What to produce: Give the data again exactly as written, skipping any pictures.

Recorded information:
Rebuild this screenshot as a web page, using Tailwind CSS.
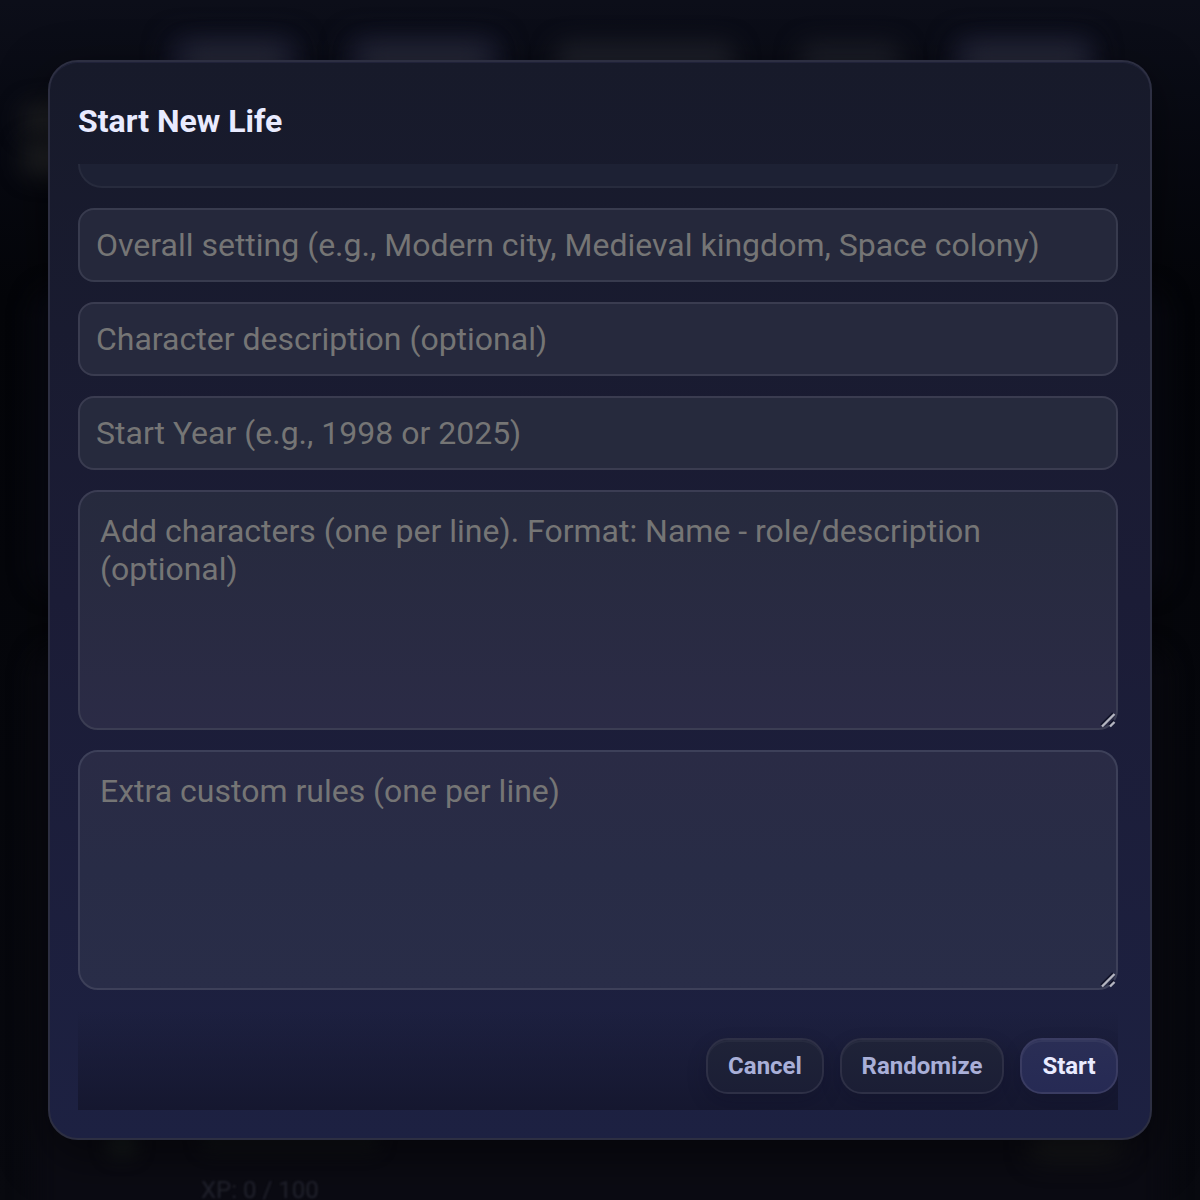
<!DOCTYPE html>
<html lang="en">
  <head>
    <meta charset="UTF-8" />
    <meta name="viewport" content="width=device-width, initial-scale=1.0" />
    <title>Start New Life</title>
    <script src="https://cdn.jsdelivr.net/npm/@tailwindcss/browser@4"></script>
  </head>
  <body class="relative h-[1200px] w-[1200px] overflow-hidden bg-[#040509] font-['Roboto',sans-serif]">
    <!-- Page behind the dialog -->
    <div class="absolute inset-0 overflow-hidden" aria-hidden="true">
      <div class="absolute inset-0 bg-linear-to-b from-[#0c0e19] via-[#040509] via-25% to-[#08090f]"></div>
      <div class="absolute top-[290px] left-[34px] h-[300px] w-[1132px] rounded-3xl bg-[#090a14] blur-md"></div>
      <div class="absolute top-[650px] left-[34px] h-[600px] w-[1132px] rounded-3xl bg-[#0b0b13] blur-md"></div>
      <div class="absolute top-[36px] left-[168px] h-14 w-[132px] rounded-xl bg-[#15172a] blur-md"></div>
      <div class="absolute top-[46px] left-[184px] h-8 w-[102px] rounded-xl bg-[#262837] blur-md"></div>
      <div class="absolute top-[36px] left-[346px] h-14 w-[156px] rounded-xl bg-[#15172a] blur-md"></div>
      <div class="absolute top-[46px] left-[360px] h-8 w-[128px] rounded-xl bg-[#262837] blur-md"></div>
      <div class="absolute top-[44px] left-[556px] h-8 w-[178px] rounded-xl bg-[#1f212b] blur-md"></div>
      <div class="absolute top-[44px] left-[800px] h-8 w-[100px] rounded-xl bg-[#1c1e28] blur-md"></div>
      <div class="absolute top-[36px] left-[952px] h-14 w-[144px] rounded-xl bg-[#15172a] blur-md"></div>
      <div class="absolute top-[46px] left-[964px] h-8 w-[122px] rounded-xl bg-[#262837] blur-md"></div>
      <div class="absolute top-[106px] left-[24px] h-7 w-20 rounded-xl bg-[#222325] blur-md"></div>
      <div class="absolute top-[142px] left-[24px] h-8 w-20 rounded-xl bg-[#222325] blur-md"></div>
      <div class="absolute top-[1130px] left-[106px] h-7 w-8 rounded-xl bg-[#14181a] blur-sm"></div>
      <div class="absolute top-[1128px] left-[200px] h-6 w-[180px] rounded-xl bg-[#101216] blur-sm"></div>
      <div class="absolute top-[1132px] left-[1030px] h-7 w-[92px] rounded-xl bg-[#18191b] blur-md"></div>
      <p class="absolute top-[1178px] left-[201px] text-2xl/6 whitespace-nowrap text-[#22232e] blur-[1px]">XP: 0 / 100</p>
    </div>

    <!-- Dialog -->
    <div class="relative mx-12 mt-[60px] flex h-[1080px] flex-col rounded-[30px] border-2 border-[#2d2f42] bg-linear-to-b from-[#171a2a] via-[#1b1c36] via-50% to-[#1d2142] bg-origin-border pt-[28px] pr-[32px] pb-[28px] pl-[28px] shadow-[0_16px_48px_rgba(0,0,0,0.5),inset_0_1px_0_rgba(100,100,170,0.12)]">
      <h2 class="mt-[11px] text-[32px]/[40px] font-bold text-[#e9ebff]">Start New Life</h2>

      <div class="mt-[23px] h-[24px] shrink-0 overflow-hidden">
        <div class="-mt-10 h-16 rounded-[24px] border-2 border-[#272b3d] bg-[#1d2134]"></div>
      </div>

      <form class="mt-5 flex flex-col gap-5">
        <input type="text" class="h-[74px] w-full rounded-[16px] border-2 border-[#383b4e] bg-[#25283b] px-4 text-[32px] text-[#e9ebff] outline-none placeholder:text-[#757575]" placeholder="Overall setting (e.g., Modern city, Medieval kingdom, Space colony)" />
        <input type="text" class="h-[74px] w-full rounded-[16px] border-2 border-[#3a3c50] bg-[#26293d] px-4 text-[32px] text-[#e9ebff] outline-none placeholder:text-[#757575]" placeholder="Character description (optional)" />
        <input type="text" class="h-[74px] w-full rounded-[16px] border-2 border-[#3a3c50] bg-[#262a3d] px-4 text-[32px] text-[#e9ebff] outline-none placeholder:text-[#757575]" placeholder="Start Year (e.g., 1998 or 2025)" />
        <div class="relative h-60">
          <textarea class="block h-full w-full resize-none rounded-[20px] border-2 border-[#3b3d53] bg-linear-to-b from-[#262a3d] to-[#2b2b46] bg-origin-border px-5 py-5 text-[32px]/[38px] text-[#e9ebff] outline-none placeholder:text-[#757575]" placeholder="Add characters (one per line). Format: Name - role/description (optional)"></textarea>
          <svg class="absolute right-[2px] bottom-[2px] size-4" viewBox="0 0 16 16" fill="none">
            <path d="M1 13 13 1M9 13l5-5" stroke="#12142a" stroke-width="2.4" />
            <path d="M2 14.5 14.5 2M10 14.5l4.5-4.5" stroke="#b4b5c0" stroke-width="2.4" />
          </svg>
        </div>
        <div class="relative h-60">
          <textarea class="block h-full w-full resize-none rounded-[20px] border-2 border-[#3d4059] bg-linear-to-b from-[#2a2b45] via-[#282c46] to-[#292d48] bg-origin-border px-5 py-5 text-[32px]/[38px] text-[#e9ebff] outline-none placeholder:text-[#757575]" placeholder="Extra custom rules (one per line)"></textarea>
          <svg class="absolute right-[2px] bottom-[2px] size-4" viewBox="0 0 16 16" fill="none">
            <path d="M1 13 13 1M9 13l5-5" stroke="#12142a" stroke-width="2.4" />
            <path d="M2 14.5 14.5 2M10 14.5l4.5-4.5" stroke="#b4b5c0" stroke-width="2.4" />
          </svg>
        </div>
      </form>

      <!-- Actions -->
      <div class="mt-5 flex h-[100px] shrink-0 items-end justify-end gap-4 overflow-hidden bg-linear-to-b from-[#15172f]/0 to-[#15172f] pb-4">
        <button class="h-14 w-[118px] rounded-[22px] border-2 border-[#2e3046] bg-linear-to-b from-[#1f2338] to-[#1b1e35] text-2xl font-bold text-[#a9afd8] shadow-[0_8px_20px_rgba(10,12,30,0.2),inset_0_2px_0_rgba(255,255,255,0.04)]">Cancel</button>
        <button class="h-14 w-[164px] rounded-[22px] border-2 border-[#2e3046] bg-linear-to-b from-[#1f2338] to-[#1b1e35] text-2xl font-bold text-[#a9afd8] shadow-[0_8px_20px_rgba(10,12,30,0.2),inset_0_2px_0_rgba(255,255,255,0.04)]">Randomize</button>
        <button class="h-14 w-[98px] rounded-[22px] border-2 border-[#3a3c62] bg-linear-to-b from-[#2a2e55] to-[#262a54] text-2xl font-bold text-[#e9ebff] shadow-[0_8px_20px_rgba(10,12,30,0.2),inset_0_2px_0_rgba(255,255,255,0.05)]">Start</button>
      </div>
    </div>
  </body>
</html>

Answer:
Rebuild this screenshot as a web page, using Tailwind CSS.
<!DOCTYPE html>
<html lang="en">
  <head>
    <meta charset="UTF-8" />
    <meta name="viewport" content="width=device-width, initial-scale=1.0" />
    <title>Start New Life</title>
    <script src="https://cdn.jsdelivr.net/npm/@tailwindcss/browser@4"></script>
  </head>
  <body class="relative h-[1200px] w-[1200px] overflow-hidden bg-[#040509] font-['Roboto',sans-serif]">
    <!-- Page behind the dialog -->
    <div class="absolute inset-0 overflow-hidden" aria-hidden="true">
      <div class="absolute inset-0 bg-linear-to-b from-[#0c0e19] via-[#040509] via-25% to-[#08090f]"></div>
      <div class="absolute top-[290px] left-[34px] h-[300px] w-[1132px] rounded-3xl bg-[#090a14] blur-md"></div>
      <div class="absolute top-[650px] left-[34px] h-[600px] w-[1132px] rounded-3xl bg-[#0b0b13] blur-md"></div>
      <div class="absolute top-[36px] left-[168px] h-14 w-[132px] rounded-xl bg-[#15172a] blur-md"></div>
      <div class="absolute top-[46px] left-[184px] h-8 w-[102px] rounded-xl bg-[#262837] blur-md"></div>
      <div class="absolute top-[36px] left-[346px] h-14 w-[156px] rounded-xl bg-[#15172a] blur-md"></div>
      <div class="absolute top-[46px] left-[360px] h-8 w-[128px] rounded-xl bg-[#262837] blur-md"></div>
      <div class="absolute top-[44px] left-[556px] h-8 w-[178px] rounded-xl bg-[#1f212b] blur-md"></div>
      <div class="absolute top-[44px] left-[800px] h-8 w-[100px] rounded-xl bg-[#1c1e28] blur-md"></div>
      <div class="absolute top-[36px] left-[952px] h-14 w-[144px] rounded-xl bg-[#15172a] blur-md"></div>
      <div class="absolute top-[46px] left-[964px] h-8 w-[122px] rounded-xl bg-[#262837] blur-md"></div>
      <div class="absolute top-[106px] left-[24px] h-7 w-20 rounded-xl bg-[#222325] blur-md"></div>
      <div class="absolute top-[142px] left-[24px] h-8 w-20 rounded-xl bg-[#222325] blur-md"></div>
      <div class="absolute top-[1130px] left-[106px] h-7 w-8 rounded-xl bg-[#14181a] blur-sm"></div>
      <div class="absolute top-[1128px] left-[200px] h-6 w-[180px] rounded-xl bg-[#101216] blur-sm"></div>
      <div class="absolute top-[1132px] left-[1030px] h-7 w-[92px] rounded-xl bg-[#18191b] blur-md"></div>
      <p class="absolute top-[1178px] left-[201px] text-2xl/6 whitespace-nowrap text-[#22232e] blur-[1px]">XP: 0 / 100</p>
    </div>

    <!-- Dialog -->
    <div class="relative mx-12 mt-[60px] flex h-[1080px] flex-col rounded-[30px] border-2 border-[#2d2f42] bg-linear-to-b from-[#171a2a] via-[#1b1c36] via-50% to-[#1d2142] bg-origin-border pt-[28px] pr-[32px] pb-[28px] pl-[28px] shadow-[0_16px_48px_rgba(0,0,0,0.5),inset_0_1px_0_rgba(100,100,170,0.12)]">
      <h2 class="mt-[11px] text-[32px]/[40px] font-bold text-[#e9ebff]">Start New Life</h2>

      <div class="mt-[23px] h-[24px] shrink-0 overflow-hidden">
        <div class="-mt-10 h-16 rounded-[24px] border-2 border-[#272b3d] bg-[#1d2134]"></div>
      </div>

      <form class="mt-5 flex flex-col gap-5">
        <input type="text" class="h-[74px] w-full rounded-[16px] border-2 border-[#383b4e] bg-[#25283b] px-4 text-[32px] text-[#e9ebff] outline-none placeholder:text-[#757575]" placeholder="Overall setting (e.g., Modern city, Medieval kingdom, Space colony)" />
        <input type="text" class="h-[74px] w-full rounded-[16px] border-2 border-[#3a3c50] bg-[#26293d] px-4 text-[32px] text-[#e9ebff] outline-none placeholder:text-[#757575]" placeholder="Character description (optional)" />
        <input type="text" class="h-[74px] w-full rounded-[16px] border-2 border-[#3a3c50] bg-[#262a3d] px-4 text-[32px] text-[#e9ebff] outline-none placeholder:text-[#757575]" placeholder="Start Year (e.g., 1998 or 2025)" />
        <div class="relative h-60">
          <textarea class="block h-full w-full resize-none rounded-[20px] border-2 border-[#3b3d53] bg-linear-to-b from-[#262a3d] to-[#2b2b46] bg-origin-border px-5 py-5 text-[32px]/[38px] text-[#e9ebff] outline-none placeholder:text-[#757575]" placeholder="Add characters (one per line). Format: Name - role/description (optional)"></textarea>
          <svg class="absolute right-[2px] bottom-[2px] size-4" viewBox="0 0 16 16" fill="none">
            <path d="M1 13 13 1M9 13l5-5" stroke="#12142a" stroke-width="2.4" />
            <path d="M2 14.5 14.5 2M10 14.5l4.5-4.5" stroke="#b4b5c0" stroke-width="2.4" />
          </svg>
        </div>
        <div class="relative h-60">
          <textarea class="block h-full w-full resize-none rounded-[20px] border-2 border-[#3d4059] bg-linear-to-b from-[#2a2b45] via-[#282c46] to-[#292d48] bg-origin-border px-5 py-5 text-[32px]/[38px] text-[#e9ebff] outline-none placeholder:text-[#757575]" placeholder="Extra custom rules (one per line)"></textarea>
          <svg class="absolute right-[2px] bottom-[2px] size-4" viewBox="0 0 16 16" fill="none">
            <path d="M1 13 13 1M9 13l5-5" stroke="#12142a" stroke-width="2.4" />
            <path d="M2 14.5 14.5 2M10 14.5l4.5-4.5" stroke="#b4b5c0" stroke-width="2.4" />
          </svg>
        </div>
      </form>

      <!-- Actions -->
      <div class="mt-5 flex h-[100px] shrink-0 items-end justify-end gap-4 overflow-hidden bg-linear-to-b from-[#15172f]/0 to-[#15172f] pb-4">
        <button class="h-14 w-[118px] rounded-[22px] border-2 border-[#2e3046] bg-linear-to-b from-[#1f2338] to-[#1b1e35] text-2xl font-bold text-[#a9afd8] shadow-[0_8px_20px_rgba(10,12,30,0.2),inset_0_2px_0_rgba(255,255,255,0.04)]">Cancel</button>
        <button class="h-14 w-[164px] rounded-[22px] border-2 border-[#2e3046] bg-linear-to-b from-[#1f2338] to-[#1b1e35] text-2xl font-bold text-[#a9afd8] shadow-[0_8px_20px_rgba(10,12,30,0.2),inset_0_2px_0_rgba(255,255,255,0.04)]">Randomize</button>
        <button class="h-14 w-[98px] rounded-[22px] border-2 border-[#3a3c62] bg-linear-to-b from-[#2a2e55] to-[#262a54] text-2xl font-bold text-[#e9ebff] shadow-[0_8px_20px_rgba(10,12,30,0.2),inset_0_2px_0_rgba(255,255,255,0.05)]">Start</button>
      </div>
    </div>
  </body>
</html>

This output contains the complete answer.